Holyfield's management would not give details about his involvement with the academy except to say that Holyfield has been working with Melfi. They would not give specifics about the masters catalog.
Locals are excited about the project, too.
Rick Horst, South Jordan's city manager, said the city supports Melfi and his plans and hopes he can take his enormous vision to its full extent — though he said it will be a long process, starting with the uphill battle of raising support and donations for the school and, perhaps in many years, ultimately becoming an arts powerhouse for the valley.
"As a city, we applaud his efforts and recognize that what he's trying to do is something that could be very worthwhile not only in South Jordan, but in the entire Salt Lake Valley," Horst said. "It's a lofty ambition and will require a lot of parties to become a reality."
He said city officials and academy representatives have been meeting with people in the public and private sectors, trying to gain support and, hopefully, contributions to the expensive endeavor. Melfi estimates the school can get started if planners can gather $10 million in donations, matched by the $10 million grant.

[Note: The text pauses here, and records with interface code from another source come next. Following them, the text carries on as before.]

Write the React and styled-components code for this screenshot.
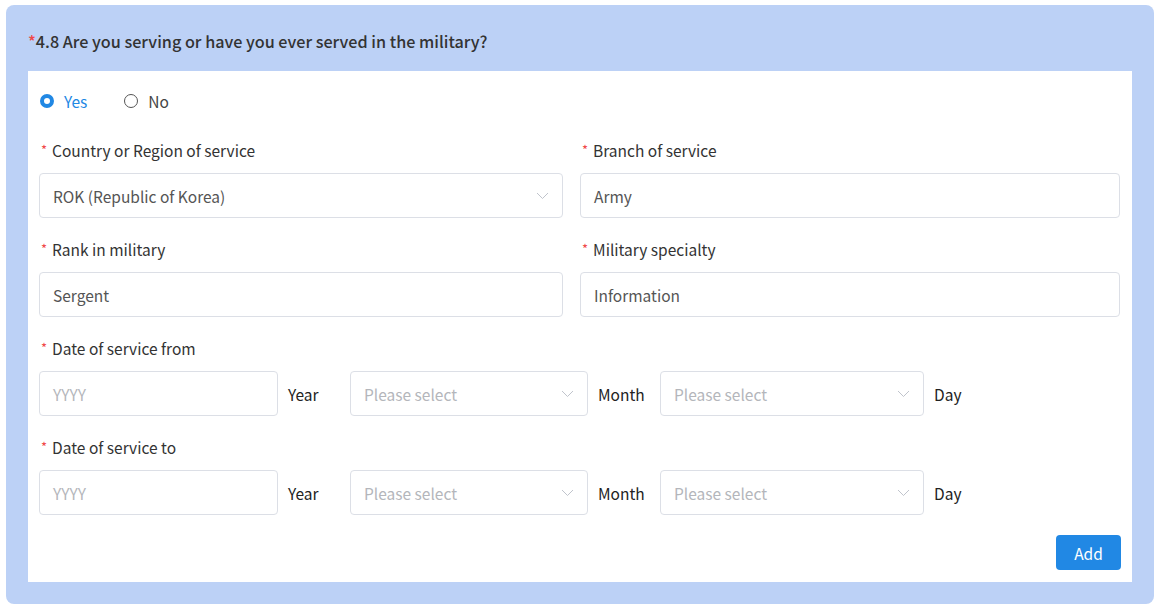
import React from 'react';
import styled, { createGlobalStyle } from 'styled-components';

const GlobalStyle = createGlobalStyle`
  body {
    margin: 0;
    background: #ffffff;
    font-family: "Noto Sans CJK SC", "Noto Sans", sans-serif;
  }
  * { box-sizing: border-box; }
`;

const Page = styled.div`
  padding: 5px 5px 4px 6px;
`;

const Panel = styled.section`
  background: #bcd1f6;
  border-radius: 8px;
  padding: 22px 22px 22px 22px;
`;

const Question = styled.h2`
  margin: 0 0 16px;
  font-size: 16.2px;
  font-weight: 500;
  color: #333333;
  line-height: 28px;
`;

const Star = styled.span`
  color: #f04848;
  font-size: ${(p) => (p.$small ? '13px' : '16.2px')};
  margin-right: ${(p) => (p.$small ? '5px' : '0')};
  vertical-align: ${(p) => (p.$small ? 'top' : 'baseline')};
`;

const Card = styled.div`
  background: #ffffff;
  padding: 18px 11px 12px 11px;
`;

const RadioRow = styled.div`
  display: flex;
  align-items: center;
  gap: 36px;
  height: 24px;
  margin-bottom: 26px;
`;

const RadioItem = styled.label`
  display: flex;
  align-items: center;
  gap: 10px;
  font-size: 15.5px;
  color: ${(p) => (p.$checked ? '#2188e4' : '#444444')};
  padding-left: 1px;
`;

const Dot = styled.span`
  width: 14px;
  height: 14px;
  border-radius: 50%;
  border: ${(p) => (p.$checked ? '4px solid #2188e4' : '1px solid #555555')};
  background: #ffffff;
`;

const Grid = styled.div`
  display: grid;
  grid-template-columns: 524px 540px;
  column-gap: 17px;
`;

const Field = styled.div`
  margin-bottom: 20px;
`;

const Label = styled.div`
  font-size: 15.5px;
  color: #333333;
  line-height: 22px;
  margin-bottom: 12px;
  padding-left: 2px;
`;

const Box = styled.div`
  height: 45px;
  border: 1px solid #dcdfe6;
  border-radius: 4px;
  display: flex;
  align-items: center;
  justify-content: space-between;
  padding: 0 13px 0 13px;
  font-size: 15.5px;
  color: ${(p) => (p.$placeholder ? '#b4b6bb' : '#555555')};
  width: ${(p) => p.$width || 'auto'};
`;

const Chevron = () => (
  <svg width="13" height="8" viewBox="0 0 13 8">
    <path d="M1 1 L6.5 6.5 L12 1" fill="none" stroke="#c0c4cc" strokeWidth="1" />
  </svg>
);

const DateRow = styled.div`
  display: flex;
  align-items: center;
`;

const Unit = styled.span`
  font-size: 15.5px;
  color: #222222;
  width: ${(p) => p.$w};
  padding-left: 10px;
`;

const Footer = styled.div`
  display: flex;
  justify-content: flex-end;
  margin-top: 1px;
`;

const AddButton = styled.button`
  width: 65px;
  height: 35px;
  border: none;
  border-radius: 4px;
  background: #2188e4;
  color: #ffffff;
  font-family: inherit;
  font-size: 15.5px;
`;

const fields = [
  { label: 'Country or Region of service', value: 'ROK (Republic of Korea)', select: true },
  { label: 'Branch of service', value: 'Army' },
  { label: 'Rank in military', value: 'Sergent' },
  { label: 'Military specialty', value: 'Information' },
];

const DateField = ({ label }) => (
  <Field>
    <Label><Star $small>*</Star>{label}</Label>
    <DateRow>
      <Box $placeholder $width="239px">YYYY</Box>
      <Unit $w="72px">Year</Unit>
      <Box $placeholder $width="238px">Please select<Chevron /></Box>
      <Unit $w="72px">Month</Unit>
      <Box $placeholder $width="264px">Please select<Chevron /></Box>
      <Unit $w="60px">Day</Unit>
    </DateRow>
  </Field>
);

const App = () => (
  <>
    <GlobalStyle />
    <Page>
      <Panel>
        <Question><Star>*</Star>4.8 Are you serving or have you ever served in the military?</Question>
        <Card>
          <RadioRow>
            <RadioItem $checked><Dot $checked />Yes</RadioItem>
            <RadioItem><Dot />No</RadioItem>
          </RadioRow>
          <Grid>
            {fields.map((f) => (
              <Field key={f.label}>
                <Label><Star $small>*</Star>{f.label}</Label>
                <Box>
                  {f.value}
                  {f.select && <Chevron />}
                </Box>
              </Field>
            ))}
          </Grid>
          <DateField label="Date of service from" />
          <DateField label="Date of service to" />
          <Footer>
            <AddButton>Add</AddButton>
          </Footer>
        </Card>
      </Panel>
    </Page>
  </>
);

export default App;
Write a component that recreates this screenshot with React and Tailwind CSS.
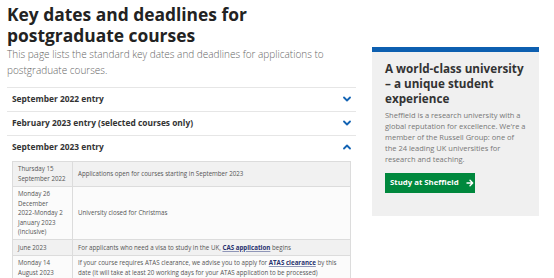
const entries = [
  { label: "September 2022 entry", open: false },
  { label: "February 2023 entry (selected courses only)", open: false },
  { label: "September 2023 entry", open: true },
];

const rows = [
  {
    date: "Thursday 15 September 2022",
    text: "Applications open for courses starting in September 2023",
  },
  {
    date: (
      <>
        Monday 26 December
        <br />
        2022-Monday 2 January 2023 (inclusive)
      </>
    ),
    text: "University closed for Christmas",
  },
  {
    date: "June 2023",
    text: (
      <>
        For applicants who need a visa to study in the UK,{" "}
        <a className="font-bold text-[#27306e] underline decoration-[#8f96b8] underline-offset-1">
          CAS application
        </a>{" "}
        begins
      </>
    ),
  },
  {
    date: "Monday 14 August 2023",
    text: (
      <>
        If your course requires ATAS clearance, we advise you to apply for{" "}
        <a className="font-bold text-[#27306e] underline decoration-[#8f96b8] underline-offset-1">
          ATAS clearance
        </a>{" "}
        by this date (it will take at least 20 working days for your ATAS application to be
        processed)
      </>
    ),
  },
];

function Chevron({ up }) {
  return (
    <svg width="8" height="6" viewBox="0 0 8 6" className="text-[#1464b4]">
      <polyline
        points={up ? "1,4.5 4,1.5 7,4.5" : "1,1.5 4,4.5 7,1.5"}
        fill="none"
        stroke="currentColor"
        strokeWidth="1.8"
        strokeLinecap="round"
        strokeLinejoin="round"
      />
    </svg>
  );
}

function DatesTable() {
  return (
    <table className="ml-[5px] mt-[2px] w-[339px] table-fixed border-collapse text-[6.2px] leading-[9.5px] text-[#555]">
      <tbody>
        {rows.map((row, i) => (
          <tr key={i} className={i % 2 === 0 ? "bg-[#f1f1f1]" : "bg-[#fbfbfb]"}>
            <td className="w-[60px] border border-[#dcdcdc] px-[5px] py-[2.5px] align-middle">
              {row.date}
            </td>
            <td className="border border-[#dcdcdc] px-[5px] py-[2.5px] align-middle">
              {row.text}
            </td>
          </tr>
        ))}
      </tbody>
    </table>
  );
}

export default function App() {
  return (
    <div className="flex h-[278px] w-[554px] gap-4 overflow-hidden bg-white pl-[7px] font-['Open_Sans',sans-serif]">
      <main className="w-[349px] shrink-0 pt-[3.5px]">
        <h1 className="text-[17.4px] font-bold leading-[21px] text-[#222]">
          Key dates and deadlines for postgraduate courses
        </h1>
        <p className="text-[10px] font-light leading-[16px] text-[#666]">
          This page lists the standard key dates and deadlines for applications to postgraduate
          courses.
        </p>

        <div className="mt-[9px]">
          {entries.map((entry) => (
            <section key={entry.label} className="border-t border-[#e6e6e6]">
              <div className="flex h-[23px] items-center justify-between pl-[5px] pr-[5px]">
                <span className="text-[8.4px] font-bold text-[#333]">{entry.label}</span>
                <Chevron up={entry.open} />
              </div>
              {entry.open ? <DatesTable /> : null}
            </section>
          ))}
        </div>
      </main>

      <aside className="mt-[47px] h-[169px] w-[167px] shrink-0 border-t-[5px] border-[#0d5fb0] bg-[#f0f0f0] px-[13px] pt-[8.5px]">
        <h2 className="text-[11.7px] font-bold leading-[15px] text-[#333]">
          A world-class university – a unique student experience
        </h2>
        <p className="mt-[4px] text-[7.5px] leading-[11px] text-[#777]">
          Sheffield is a research university with a global reputation for excellence. We're a
          member of the Russell Group: one of the 24 leading UK universities for research and
          teaching.
        </p>
        <a className="mt-[8.5px] flex h-[20px] w-[90px] items-center gap-[7px] bg-[#00883d] pl-[5px] text-[7.8px] font-bold text-white">
          Study at Sheffield
          <svg width="8" height="8" viewBox="0 0 8 8">
            <path
              d="M1 4h5.5M4 1.3 6.7 4 4 6.7"
              fill="none"
              stroke="white"
              strokeWidth="1.4"
              strokeLinecap="round"
              strokeLinejoin="round"
            />
          </svg>
        </a>
      </aside>
    </div>
  );
}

Horst also sees a major obstacle to the ultimate arts-complex plan in Salt Lake City's proposals to create an arts district around the historic Utah Theatre and nearby Capitol Theatre. The two projects, Horst said, would serve different purposes, but they would likely be competing for the state's finite supply of contributions to the arts.
Melfi said the performance center may have to be scaled down to accommodate the southern part of the valley. He said the primary focus of his project — and, for the past two years, the primary focus of his life — is the educational academy.
But Horst is hopeful the project will reach its full potential.
"I think it's just going to be a matter of patience and digging into the trenches and sooner or later it's going to happen," he said.